Restate the whole listing word for word. Pictures are left out.

## Start

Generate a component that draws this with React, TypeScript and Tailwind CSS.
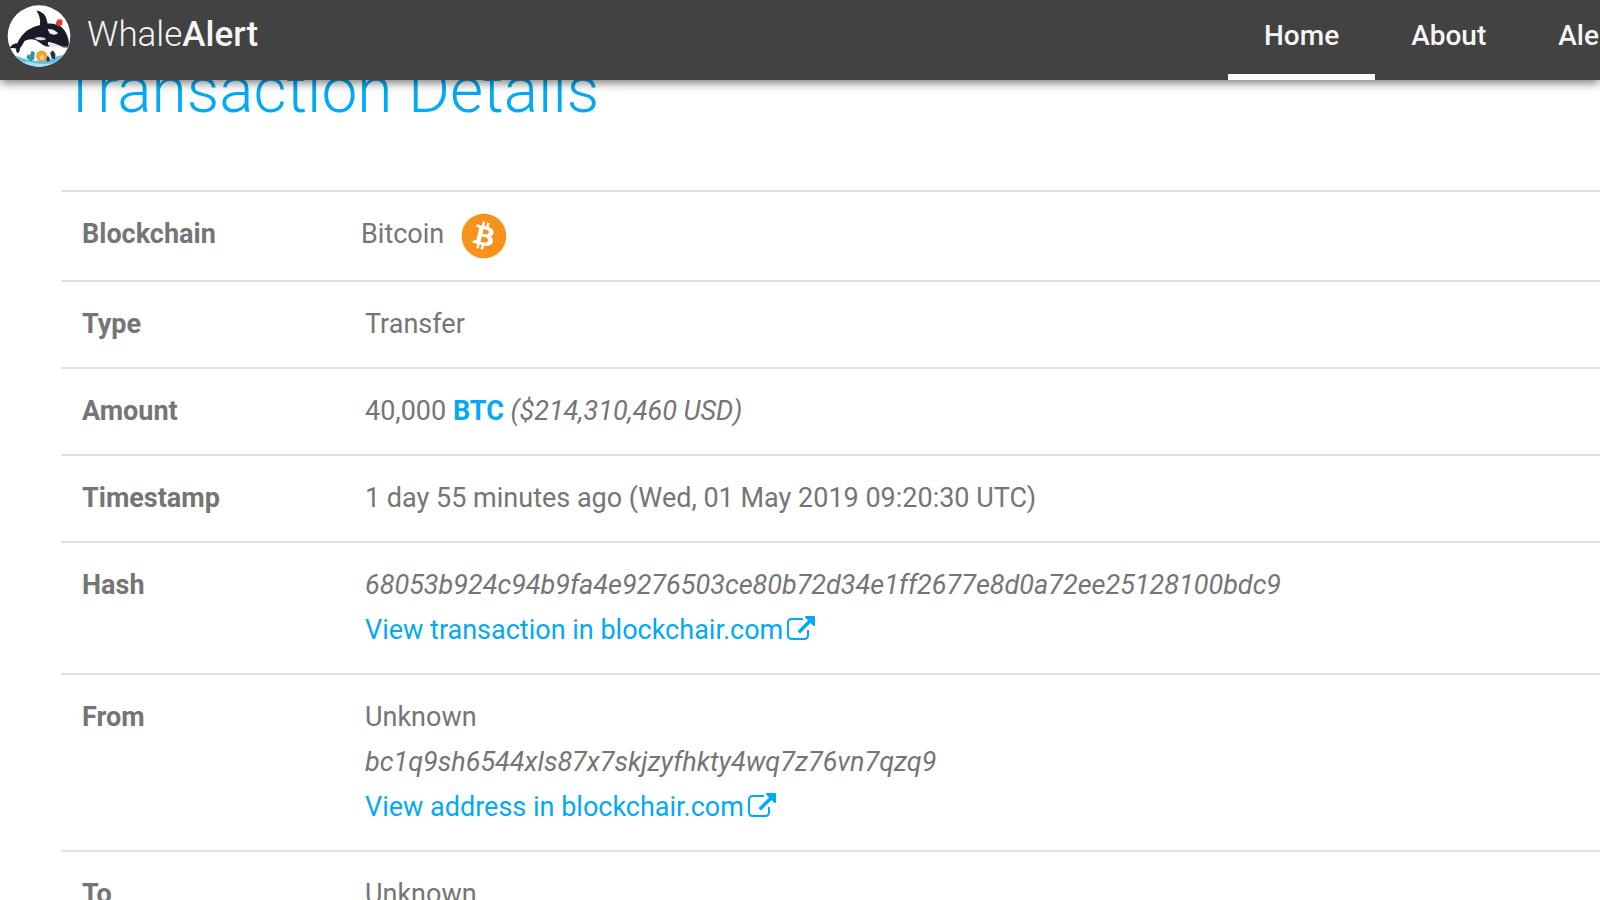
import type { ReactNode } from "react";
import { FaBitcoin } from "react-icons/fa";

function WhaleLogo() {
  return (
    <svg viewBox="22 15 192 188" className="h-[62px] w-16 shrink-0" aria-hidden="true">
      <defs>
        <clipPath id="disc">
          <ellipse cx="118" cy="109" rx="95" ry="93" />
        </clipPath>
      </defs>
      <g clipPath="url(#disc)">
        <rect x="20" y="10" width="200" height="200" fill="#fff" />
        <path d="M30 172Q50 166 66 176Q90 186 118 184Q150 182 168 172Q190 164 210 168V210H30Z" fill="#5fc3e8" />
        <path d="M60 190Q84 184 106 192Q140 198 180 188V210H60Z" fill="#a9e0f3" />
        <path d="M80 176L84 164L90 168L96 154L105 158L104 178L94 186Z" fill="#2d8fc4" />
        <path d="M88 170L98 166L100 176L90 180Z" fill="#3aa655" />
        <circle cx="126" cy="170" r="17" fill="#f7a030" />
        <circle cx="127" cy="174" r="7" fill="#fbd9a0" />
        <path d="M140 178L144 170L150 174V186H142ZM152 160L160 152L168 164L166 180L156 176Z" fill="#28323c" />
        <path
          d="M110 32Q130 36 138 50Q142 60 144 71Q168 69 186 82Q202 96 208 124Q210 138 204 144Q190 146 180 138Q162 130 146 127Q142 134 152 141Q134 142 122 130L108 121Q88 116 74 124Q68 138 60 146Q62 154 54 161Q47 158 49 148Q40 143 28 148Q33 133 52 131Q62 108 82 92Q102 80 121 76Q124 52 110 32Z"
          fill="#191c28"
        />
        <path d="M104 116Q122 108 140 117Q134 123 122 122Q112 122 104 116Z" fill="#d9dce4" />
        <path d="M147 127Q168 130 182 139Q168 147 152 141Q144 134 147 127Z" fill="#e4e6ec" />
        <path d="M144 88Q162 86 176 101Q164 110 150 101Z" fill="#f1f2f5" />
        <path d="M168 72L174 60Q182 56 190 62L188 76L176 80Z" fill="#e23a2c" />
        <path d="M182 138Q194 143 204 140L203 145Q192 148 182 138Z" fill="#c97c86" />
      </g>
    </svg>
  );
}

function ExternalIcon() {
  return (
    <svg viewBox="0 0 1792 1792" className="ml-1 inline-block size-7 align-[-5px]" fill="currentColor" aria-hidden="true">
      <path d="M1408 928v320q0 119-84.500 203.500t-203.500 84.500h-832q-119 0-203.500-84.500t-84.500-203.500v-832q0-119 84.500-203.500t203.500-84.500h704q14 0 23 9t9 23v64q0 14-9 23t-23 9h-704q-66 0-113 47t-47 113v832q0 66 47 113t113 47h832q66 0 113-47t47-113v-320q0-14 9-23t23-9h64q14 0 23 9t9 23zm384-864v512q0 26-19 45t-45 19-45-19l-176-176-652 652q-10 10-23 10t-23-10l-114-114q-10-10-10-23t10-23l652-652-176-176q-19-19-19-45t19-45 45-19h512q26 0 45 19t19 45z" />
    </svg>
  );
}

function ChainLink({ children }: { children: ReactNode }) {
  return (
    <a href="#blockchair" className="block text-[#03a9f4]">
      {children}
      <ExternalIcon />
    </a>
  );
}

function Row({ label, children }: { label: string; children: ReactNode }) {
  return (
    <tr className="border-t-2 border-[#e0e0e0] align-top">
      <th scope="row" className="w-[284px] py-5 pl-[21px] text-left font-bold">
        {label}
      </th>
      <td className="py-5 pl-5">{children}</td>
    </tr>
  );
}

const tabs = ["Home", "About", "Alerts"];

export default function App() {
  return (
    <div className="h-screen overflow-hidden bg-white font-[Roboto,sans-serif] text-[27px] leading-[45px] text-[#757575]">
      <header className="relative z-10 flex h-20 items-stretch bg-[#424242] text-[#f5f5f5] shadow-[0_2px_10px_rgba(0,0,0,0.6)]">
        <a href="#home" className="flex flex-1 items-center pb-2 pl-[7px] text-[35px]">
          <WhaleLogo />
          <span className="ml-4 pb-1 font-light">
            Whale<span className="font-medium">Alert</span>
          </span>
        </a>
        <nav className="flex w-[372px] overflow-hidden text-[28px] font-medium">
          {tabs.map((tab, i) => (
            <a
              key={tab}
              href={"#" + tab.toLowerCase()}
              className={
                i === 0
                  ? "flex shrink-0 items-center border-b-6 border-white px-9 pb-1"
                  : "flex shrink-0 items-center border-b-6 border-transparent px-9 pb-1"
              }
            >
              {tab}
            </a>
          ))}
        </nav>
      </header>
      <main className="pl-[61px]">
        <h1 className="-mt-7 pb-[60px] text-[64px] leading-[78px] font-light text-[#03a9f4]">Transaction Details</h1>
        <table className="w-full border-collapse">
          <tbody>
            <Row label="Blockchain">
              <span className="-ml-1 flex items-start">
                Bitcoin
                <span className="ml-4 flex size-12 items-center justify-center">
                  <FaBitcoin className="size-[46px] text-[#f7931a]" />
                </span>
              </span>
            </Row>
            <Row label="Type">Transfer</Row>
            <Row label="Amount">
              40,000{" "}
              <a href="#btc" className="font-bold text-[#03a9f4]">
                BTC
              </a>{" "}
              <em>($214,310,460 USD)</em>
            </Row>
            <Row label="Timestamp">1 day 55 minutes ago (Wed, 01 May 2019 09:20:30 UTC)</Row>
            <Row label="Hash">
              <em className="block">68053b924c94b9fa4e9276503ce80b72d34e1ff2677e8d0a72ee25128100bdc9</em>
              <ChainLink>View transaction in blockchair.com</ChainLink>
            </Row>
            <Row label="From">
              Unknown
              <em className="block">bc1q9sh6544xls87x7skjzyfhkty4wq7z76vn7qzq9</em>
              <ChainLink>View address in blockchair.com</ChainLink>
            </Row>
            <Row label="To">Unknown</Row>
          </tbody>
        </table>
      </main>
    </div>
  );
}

## End

*Written solution*.
Generate a component that draws this with React, TypeScript and Tailwind CSS.
import type { ReactNode } from "react";
import { FaBitcoin } from "react-icons/fa";

function WhaleLogo() {
  return (
    <svg viewBox="22 15 192 188" className="h-[62px] w-16 shrink-0" aria-hidden="true">
      <defs>
        <clipPath id="disc">
          <ellipse cx="118" cy="109" rx="95" ry="93" />
        </clipPath>
      </defs>
      <g clipPath="url(#disc)">
        <rect x="20" y="10" width="200" height="200" fill="#fff" />
        <path d="M30 172Q50 166 66 176Q90 186 118 184Q150 182 168 172Q190 164 210 168V210H30Z" fill="#5fc3e8" />
        <path d="M60 190Q84 184 106 192Q140 198 180 188V210H60Z" fill="#a9e0f3" />
        <path d="M80 176L84 164L90 168L96 154L105 158L104 178L94 186Z" fill="#2d8fc4" />
        <path d="M88 170L98 166L100 176L90 180Z" fill="#3aa655" />
        <circle cx="126" cy="170" r="17" fill="#f7a030" />
        <circle cx="127" cy="174" r="7" fill="#fbd9a0" />
        <path d="M140 178L144 170L150 174V186H142ZM152 160L160 152L168 164L166 180L156 176Z" fill="#28323c" />
        <path
          d="M110 32Q130 36 138 50Q142 60 144 71Q168 69 186 82Q202 96 208 124Q210 138 204 144Q190 146 180 138Q162 130 146 127Q142 134 152 141Q134 142 122 130L108 121Q88 116 74 124Q68 138 60 146Q62 154 54 161Q47 158 49 148Q40 143 28 148Q33 133 52 131Q62 108 82 92Q102 80 121 76Q124 52 110 32Z"
          fill="#191c28"
        />
        <path d="M104 116Q122 108 140 117Q134 123 122 122Q112 122 104 116Z" fill="#d9dce4" />
        <path d="M147 127Q168 130 182 139Q168 147 152 141Q144 134 147 127Z" fill="#e4e6ec" />
        <path d="M144 88Q162 86 176 101Q164 110 150 101Z" fill="#f1f2f5" />
        <path d="M168 72L174 60Q182 56 190 62L188 76L176 80Z" fill="#e23a2c" />
        <path d="M182 138Q194 143 204 140L203 145Q192 148 182 138Z" fill="#c97c86" />
      </g>
    </svg>
  );
}

function ExternalIcon() {
  return (
    <svg viewBox="0 0 1792 1792" className="ml-1 inline-block size-7 align-[-5px]" fill="currentColor" aria-hidden="true">
      <path d="M1408 928v320q0 119-84.500 203.500t-203.500 84.500h-832q-119 0-203.500-84.500t-84.500-203.500v-832q0-119 84.500-203.500t203.500-84.500h704q14 0 23 9t9 23v64q0 14-9 23t-23 9h-704q-66 0-113 47t-47 113v832q0 66 47 113t113 47h832q66 0 113-47t47-113v-320q0-14 9-23t23-9h64q14 0 23 9t9 23zm384-864v512q0 26-19 45t-45 19-45-19l-176-176-652 652q-10 10-23 10t-23-10l-114-114q-10-10-10-23t10-23l652-652-176-176q-19-19-19-45t19-45 45-19h512q26 0 45 19t19 45z" />
    </svg>
  );
}

function ChainLink({ children }: { children: ReactNode }) {
  return (
    <a href="#blockchair" className="block text-[#03a9f4]">
      {children}
      <ExternalIcon />
    </a>
  );
}

function Row({ label, children }: { label: string; children: ReactNode }) {
  return (
    <tr className="border-t-2 border-[#e0e0e0] align-top">
      <th scope="row" className="w-[284px] py-5 pl-[21px] text-left font-bold">
        {label}
      </th>
      <td className="py-5 pl-5">{children}</td>
    </tr>
  );
}

const tabs = ["Home", "About", "Alerts"];

export default function App() {
  return (
    <div className="h-screen overflow-hidden bg-white font-[Roboto,sans-serif] text-[27px] leading-[45px] text-[#757575]">
      <header className="relative z-10 flex h-20 items-stretch bg-[#424242] text-[#f5f5f5] shadow-[0_2px_10px_rgba(0,0,0,0.6)]">
        <a href="#home" className="flex flex-1 items-center pb-2 pl-[7px] text-[35px]">
          <WhaleLogo />
          <span className="ml-4 pb-1 font-light">
            Whale<span className="font-medium">Alert</span>
          </span>
        </a>
        <nav className="flex w-[372px] overflow-hidden text-[28px] font-medium">
          {tabs.map((tab, i) => (
            <a
              key={tab}
              href={"#" + tab.toLowerCase()}
              className={
                i === 0
                  ? "flex shrink-0 items-center border-b-6 border-white px-9 pb-1"
                  : "flex shrink-0 items-center border-b-6 border-transparent px-9 pb-1"
              }
            >
              {tab}
            </a>
          ))}
        </nav>
      </header>
      <main className="pl-[61px]">
        <h1 className="-mt-7 pb-[60px] text-[64px] leading-[78px] font-light text-[#03a9f4]">Transaction Details</h1>
        <table className="w-full border-collapse">
          <tbody>
            <Row label="Blockchain">
              <span className="-ml-1 flex items-start">
                Bitcoin
                <span className="ml-4 flex size-12 items-center justify-center">
                  <FaBitcoin className="size-[46px] text-[#f7931a]" />
                </span>
              </span>
            </Row>
            <Row label="Type">Transfer</Row>
            <Row label="Amount">
              40,000{" "}
              <a href="#btc" className="font-bold text-[#03a9f4]">
                BTC
              </a>{" "}
              <em>($214,310,460 USD)</em>
            </Row>
            <Row label="Timestamp">1 day 55 minutes ago (Wed, 01 May 2019 09:20:30 UTC)</Row>
            <Row label="Hash">
              <em className="block">68053b924c94b9fa4e9276503ce80b72d34e1ff2677e8d0a72ee25128100bdc9</em>
              <ChainLink>View transaction in blockchair.com</ChainLink>
            </Row>
            <Row label="From">
              Unknown
              <em className="block">bc1q9sh6544xls87x7skjzyfhkty4wq7z76vn7qzq9</em>
              <ChainLink>View address in blockchair.com</ChainLink>
            </Row>
            <Row label="To">Unknown</Row>
          </tbody>
        </table>
      </main>
    </div>
  );
}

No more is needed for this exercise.